▶ **Problem to solve**
Of the lines listed below, how many contain the string "this"? Answer with the number alone.

--- BEGIN ---

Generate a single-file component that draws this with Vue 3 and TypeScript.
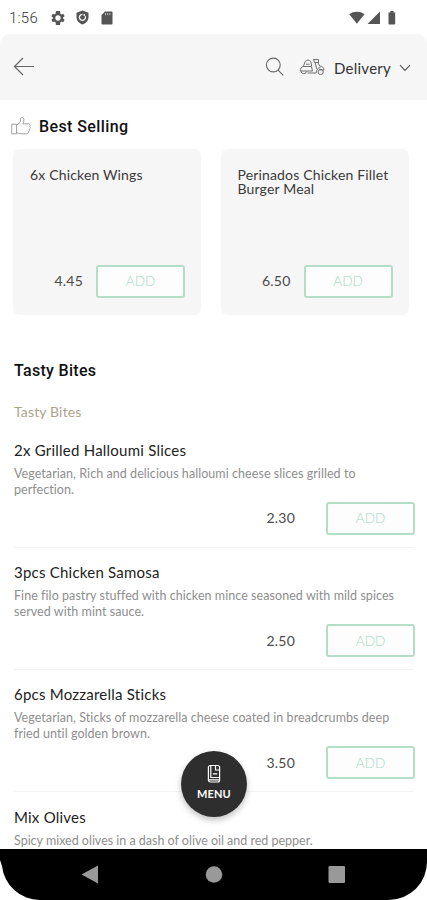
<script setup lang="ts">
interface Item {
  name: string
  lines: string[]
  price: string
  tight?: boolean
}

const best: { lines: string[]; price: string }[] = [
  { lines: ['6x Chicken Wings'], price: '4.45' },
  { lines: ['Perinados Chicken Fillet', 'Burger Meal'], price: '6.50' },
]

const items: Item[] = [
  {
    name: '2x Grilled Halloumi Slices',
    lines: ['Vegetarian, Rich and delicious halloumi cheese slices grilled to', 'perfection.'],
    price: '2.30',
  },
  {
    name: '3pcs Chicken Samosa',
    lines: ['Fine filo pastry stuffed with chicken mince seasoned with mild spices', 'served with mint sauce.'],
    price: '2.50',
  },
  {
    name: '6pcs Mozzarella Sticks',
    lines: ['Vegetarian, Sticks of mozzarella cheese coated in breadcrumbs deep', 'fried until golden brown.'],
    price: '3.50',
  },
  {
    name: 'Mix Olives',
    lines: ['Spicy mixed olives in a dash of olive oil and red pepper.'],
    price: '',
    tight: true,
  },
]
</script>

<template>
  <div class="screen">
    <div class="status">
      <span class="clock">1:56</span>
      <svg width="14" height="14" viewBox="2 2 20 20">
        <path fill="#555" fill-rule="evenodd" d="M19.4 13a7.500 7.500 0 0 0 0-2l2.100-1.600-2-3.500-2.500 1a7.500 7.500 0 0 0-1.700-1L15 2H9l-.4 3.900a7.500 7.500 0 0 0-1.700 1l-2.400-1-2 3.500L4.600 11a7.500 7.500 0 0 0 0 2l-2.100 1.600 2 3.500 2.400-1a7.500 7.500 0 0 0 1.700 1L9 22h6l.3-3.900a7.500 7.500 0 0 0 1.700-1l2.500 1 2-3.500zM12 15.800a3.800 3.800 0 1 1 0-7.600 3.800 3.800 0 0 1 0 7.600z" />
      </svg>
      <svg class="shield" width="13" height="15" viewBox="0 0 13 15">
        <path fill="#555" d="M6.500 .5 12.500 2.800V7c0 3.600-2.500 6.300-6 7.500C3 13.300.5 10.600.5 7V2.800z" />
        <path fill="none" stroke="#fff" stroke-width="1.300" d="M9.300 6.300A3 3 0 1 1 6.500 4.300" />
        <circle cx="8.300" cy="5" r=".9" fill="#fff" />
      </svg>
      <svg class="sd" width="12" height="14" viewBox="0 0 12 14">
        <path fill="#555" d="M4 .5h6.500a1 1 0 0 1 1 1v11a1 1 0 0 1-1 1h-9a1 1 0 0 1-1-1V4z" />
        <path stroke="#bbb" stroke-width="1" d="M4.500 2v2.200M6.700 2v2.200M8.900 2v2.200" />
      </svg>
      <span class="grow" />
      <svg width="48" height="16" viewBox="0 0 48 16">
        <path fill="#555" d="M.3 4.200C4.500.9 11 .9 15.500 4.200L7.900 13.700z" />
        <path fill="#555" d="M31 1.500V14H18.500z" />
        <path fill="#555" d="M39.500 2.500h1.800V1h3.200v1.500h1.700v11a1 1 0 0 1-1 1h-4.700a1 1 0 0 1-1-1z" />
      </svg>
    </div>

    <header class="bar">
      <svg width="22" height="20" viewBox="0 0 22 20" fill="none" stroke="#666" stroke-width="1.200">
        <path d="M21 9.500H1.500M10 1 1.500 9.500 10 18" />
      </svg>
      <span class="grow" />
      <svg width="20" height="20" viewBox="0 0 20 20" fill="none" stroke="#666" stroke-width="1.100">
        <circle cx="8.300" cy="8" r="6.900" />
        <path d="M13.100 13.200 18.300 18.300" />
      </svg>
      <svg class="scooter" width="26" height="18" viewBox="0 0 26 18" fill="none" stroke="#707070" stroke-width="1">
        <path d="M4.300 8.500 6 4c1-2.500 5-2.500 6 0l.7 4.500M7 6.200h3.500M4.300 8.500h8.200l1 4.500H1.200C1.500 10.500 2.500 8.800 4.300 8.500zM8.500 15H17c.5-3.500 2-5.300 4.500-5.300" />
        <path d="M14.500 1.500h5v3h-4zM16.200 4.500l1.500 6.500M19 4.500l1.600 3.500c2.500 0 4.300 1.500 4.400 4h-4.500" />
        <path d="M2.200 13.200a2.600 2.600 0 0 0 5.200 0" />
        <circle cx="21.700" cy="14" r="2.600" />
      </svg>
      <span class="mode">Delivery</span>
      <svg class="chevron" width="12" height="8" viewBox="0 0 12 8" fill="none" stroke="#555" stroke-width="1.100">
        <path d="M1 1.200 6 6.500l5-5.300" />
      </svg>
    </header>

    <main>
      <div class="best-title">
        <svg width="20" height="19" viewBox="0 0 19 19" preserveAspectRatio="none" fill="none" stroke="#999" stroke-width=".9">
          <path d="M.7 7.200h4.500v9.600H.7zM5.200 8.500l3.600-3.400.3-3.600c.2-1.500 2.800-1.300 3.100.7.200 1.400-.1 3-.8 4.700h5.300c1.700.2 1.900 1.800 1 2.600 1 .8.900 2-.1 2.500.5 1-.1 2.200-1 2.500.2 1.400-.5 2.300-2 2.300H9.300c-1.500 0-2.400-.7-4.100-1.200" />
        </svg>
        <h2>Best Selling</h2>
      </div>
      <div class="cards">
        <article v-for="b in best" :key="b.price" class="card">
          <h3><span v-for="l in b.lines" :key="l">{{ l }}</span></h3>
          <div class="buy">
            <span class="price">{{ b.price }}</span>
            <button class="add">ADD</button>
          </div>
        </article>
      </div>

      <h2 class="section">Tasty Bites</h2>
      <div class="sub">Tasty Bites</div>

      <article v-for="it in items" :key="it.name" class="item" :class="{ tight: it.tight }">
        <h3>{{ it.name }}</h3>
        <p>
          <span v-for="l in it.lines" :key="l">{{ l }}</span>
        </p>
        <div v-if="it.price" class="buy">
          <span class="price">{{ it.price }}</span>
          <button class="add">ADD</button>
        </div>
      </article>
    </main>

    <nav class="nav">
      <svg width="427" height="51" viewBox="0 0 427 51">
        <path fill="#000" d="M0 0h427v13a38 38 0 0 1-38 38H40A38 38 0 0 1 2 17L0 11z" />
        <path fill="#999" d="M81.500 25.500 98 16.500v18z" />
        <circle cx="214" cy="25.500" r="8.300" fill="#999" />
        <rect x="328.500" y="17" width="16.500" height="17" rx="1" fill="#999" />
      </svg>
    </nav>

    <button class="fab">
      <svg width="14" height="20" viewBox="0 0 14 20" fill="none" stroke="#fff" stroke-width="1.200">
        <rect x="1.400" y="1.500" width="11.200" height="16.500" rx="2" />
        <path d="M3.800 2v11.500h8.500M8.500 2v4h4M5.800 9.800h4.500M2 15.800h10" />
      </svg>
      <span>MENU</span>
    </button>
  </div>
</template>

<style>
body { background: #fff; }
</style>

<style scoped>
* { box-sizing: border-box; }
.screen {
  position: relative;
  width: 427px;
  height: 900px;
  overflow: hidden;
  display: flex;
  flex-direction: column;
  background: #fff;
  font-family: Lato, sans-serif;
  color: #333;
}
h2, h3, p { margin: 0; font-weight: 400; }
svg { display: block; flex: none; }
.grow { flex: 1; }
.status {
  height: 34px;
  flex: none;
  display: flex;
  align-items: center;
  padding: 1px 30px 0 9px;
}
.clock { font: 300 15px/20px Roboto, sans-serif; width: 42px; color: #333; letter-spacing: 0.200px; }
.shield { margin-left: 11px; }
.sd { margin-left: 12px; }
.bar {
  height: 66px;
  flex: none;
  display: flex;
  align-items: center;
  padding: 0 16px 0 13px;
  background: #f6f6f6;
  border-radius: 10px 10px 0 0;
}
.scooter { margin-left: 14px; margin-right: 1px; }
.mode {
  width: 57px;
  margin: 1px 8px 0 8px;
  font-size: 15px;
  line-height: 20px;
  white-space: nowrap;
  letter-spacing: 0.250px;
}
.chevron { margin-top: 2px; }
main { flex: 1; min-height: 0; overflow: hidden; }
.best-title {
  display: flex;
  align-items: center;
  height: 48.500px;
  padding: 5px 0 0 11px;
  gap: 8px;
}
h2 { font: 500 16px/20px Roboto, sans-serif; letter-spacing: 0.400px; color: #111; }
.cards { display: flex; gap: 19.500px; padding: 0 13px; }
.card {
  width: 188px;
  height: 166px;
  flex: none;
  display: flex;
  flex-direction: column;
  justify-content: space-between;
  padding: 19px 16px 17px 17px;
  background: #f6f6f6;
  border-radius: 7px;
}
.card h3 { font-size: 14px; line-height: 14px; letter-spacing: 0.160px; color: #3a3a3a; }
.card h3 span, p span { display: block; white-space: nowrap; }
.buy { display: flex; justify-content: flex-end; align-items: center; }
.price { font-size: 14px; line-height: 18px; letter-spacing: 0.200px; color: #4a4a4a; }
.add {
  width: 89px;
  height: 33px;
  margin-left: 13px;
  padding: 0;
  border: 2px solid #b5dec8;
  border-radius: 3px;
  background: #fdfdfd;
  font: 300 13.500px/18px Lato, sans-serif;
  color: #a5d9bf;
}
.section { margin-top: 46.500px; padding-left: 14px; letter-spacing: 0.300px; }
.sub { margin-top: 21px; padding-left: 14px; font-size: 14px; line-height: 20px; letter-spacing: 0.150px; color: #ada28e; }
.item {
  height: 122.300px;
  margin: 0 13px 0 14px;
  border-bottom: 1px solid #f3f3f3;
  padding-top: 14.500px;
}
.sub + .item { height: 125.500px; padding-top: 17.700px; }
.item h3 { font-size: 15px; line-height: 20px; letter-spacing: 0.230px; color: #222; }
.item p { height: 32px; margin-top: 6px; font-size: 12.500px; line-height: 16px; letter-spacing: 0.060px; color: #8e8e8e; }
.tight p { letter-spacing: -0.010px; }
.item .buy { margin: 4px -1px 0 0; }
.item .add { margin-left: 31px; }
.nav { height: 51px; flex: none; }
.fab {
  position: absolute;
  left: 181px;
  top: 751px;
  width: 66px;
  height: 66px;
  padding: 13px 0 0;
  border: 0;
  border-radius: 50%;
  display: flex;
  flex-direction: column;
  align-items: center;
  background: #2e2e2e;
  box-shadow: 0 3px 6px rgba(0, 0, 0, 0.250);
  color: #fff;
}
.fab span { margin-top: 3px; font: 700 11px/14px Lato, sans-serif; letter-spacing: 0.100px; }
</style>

--- END ---
--- BEGIN ---

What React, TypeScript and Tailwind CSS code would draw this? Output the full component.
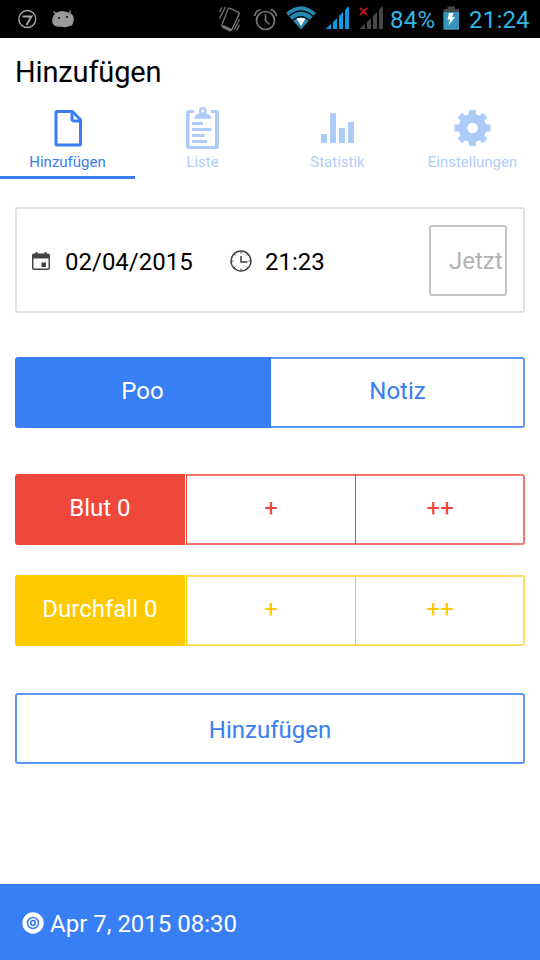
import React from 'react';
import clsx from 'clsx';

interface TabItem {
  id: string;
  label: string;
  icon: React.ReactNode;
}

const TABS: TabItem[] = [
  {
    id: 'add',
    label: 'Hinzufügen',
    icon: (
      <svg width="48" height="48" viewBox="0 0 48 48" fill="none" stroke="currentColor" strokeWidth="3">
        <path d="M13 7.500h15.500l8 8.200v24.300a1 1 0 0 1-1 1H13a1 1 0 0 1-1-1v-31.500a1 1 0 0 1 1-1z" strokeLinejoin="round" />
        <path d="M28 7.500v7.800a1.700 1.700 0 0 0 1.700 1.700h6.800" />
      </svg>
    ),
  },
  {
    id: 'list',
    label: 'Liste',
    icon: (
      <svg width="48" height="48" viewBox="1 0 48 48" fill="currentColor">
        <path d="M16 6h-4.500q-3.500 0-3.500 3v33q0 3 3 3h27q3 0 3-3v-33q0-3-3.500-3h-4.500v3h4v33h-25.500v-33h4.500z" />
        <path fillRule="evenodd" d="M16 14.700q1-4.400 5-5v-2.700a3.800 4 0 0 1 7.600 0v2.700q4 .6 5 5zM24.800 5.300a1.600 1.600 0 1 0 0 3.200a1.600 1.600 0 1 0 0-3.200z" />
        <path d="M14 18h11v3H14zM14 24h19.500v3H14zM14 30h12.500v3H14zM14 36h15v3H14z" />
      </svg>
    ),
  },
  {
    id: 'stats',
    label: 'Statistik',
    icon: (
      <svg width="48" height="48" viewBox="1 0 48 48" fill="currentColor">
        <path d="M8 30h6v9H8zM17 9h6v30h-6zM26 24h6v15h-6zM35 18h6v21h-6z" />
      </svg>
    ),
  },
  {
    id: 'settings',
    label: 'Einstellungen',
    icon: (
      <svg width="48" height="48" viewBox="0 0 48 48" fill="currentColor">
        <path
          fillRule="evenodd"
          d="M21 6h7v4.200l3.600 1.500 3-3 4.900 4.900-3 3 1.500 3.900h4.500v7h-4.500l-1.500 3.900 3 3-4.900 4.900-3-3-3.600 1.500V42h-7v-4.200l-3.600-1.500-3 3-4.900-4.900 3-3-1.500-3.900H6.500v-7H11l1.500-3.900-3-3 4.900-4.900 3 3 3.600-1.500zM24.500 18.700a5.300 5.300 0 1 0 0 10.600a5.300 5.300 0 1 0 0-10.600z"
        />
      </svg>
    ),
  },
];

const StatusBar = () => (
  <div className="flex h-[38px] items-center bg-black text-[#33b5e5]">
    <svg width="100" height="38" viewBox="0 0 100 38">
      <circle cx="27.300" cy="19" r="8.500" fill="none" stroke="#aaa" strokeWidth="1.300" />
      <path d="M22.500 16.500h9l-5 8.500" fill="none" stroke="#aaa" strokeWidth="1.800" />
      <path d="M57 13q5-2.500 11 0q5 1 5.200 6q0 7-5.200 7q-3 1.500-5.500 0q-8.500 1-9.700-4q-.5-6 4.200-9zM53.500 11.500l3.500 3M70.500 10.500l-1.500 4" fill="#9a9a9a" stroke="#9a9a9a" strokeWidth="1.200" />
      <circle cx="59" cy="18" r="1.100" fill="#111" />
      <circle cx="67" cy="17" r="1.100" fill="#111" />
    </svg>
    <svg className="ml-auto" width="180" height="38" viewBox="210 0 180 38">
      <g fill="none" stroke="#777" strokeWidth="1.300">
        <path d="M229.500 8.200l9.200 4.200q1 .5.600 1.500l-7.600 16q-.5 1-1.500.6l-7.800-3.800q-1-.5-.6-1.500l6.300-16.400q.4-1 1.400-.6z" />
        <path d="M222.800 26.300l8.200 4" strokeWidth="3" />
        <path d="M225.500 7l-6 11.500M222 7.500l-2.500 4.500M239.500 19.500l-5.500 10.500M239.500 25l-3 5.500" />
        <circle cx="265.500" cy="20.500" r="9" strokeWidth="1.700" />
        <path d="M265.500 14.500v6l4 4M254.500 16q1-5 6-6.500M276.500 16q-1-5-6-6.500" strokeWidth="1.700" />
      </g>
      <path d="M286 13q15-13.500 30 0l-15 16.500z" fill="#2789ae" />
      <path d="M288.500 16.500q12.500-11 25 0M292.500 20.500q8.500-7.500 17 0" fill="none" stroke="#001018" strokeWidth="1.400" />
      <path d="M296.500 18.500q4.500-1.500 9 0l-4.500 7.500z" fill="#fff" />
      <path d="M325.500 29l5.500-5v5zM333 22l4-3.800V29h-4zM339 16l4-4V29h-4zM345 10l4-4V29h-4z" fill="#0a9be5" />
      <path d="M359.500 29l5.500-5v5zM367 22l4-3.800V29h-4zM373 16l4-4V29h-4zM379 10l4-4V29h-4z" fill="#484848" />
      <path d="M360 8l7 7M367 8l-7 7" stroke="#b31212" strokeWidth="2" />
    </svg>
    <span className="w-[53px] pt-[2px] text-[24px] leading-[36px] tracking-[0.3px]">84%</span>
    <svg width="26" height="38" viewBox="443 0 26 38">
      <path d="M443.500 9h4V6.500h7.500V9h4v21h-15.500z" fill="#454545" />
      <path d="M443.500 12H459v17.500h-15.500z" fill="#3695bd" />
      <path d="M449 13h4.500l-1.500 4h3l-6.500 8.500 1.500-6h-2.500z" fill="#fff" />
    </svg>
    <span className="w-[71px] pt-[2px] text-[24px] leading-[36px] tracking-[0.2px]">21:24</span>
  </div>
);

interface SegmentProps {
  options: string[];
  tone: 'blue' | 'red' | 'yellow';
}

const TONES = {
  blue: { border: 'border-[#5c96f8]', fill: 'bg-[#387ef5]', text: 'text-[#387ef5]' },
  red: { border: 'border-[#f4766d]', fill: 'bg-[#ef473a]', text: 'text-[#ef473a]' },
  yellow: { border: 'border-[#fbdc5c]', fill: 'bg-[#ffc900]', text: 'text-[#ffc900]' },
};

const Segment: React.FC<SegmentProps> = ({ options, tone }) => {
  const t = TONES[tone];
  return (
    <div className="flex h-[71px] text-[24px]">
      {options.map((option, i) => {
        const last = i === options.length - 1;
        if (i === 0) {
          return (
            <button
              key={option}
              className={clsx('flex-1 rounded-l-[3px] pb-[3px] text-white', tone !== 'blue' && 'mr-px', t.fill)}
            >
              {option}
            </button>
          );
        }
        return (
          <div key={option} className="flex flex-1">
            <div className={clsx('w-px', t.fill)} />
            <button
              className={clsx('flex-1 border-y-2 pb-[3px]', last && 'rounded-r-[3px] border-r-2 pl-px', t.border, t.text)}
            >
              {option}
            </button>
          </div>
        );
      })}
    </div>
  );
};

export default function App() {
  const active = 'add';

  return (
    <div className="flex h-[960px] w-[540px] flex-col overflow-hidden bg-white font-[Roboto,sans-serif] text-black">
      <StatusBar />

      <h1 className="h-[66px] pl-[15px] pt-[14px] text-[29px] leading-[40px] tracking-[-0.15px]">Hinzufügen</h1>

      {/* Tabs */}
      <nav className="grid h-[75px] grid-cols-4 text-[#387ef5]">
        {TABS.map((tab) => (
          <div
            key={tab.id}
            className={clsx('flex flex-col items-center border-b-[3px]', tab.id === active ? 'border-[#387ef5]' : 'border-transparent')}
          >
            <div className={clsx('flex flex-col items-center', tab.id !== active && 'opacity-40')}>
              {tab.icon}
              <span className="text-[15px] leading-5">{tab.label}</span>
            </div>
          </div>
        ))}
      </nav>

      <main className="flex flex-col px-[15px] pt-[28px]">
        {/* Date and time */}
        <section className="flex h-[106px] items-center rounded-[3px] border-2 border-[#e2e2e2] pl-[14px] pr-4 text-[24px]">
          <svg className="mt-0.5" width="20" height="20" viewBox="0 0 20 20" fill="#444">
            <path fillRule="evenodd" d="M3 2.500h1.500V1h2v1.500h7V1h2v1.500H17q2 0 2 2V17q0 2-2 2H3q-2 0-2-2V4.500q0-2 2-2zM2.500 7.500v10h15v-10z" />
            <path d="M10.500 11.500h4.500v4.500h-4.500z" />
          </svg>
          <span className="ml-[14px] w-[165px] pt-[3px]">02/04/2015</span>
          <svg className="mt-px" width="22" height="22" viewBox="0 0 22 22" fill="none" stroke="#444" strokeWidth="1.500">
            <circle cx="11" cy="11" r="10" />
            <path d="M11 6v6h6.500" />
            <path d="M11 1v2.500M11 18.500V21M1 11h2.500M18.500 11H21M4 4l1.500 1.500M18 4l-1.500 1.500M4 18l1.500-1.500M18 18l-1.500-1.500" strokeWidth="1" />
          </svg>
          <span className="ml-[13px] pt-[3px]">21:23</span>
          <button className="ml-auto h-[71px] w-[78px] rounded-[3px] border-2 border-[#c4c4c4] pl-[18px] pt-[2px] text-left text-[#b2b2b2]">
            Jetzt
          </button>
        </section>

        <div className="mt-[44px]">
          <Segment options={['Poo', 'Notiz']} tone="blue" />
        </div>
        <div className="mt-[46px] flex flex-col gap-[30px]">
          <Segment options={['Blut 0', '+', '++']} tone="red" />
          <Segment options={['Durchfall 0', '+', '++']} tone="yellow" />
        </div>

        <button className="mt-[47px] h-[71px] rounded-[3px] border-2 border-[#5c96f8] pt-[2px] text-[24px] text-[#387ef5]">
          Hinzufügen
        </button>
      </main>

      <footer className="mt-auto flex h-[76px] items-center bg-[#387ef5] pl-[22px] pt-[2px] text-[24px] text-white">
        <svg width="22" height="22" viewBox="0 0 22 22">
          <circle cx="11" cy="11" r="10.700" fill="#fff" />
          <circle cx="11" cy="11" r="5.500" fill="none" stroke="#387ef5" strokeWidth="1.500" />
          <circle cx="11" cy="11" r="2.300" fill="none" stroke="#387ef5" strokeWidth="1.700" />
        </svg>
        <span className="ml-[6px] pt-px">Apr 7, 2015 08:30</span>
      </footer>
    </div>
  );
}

--- END ---

▶ **Exercise result**
2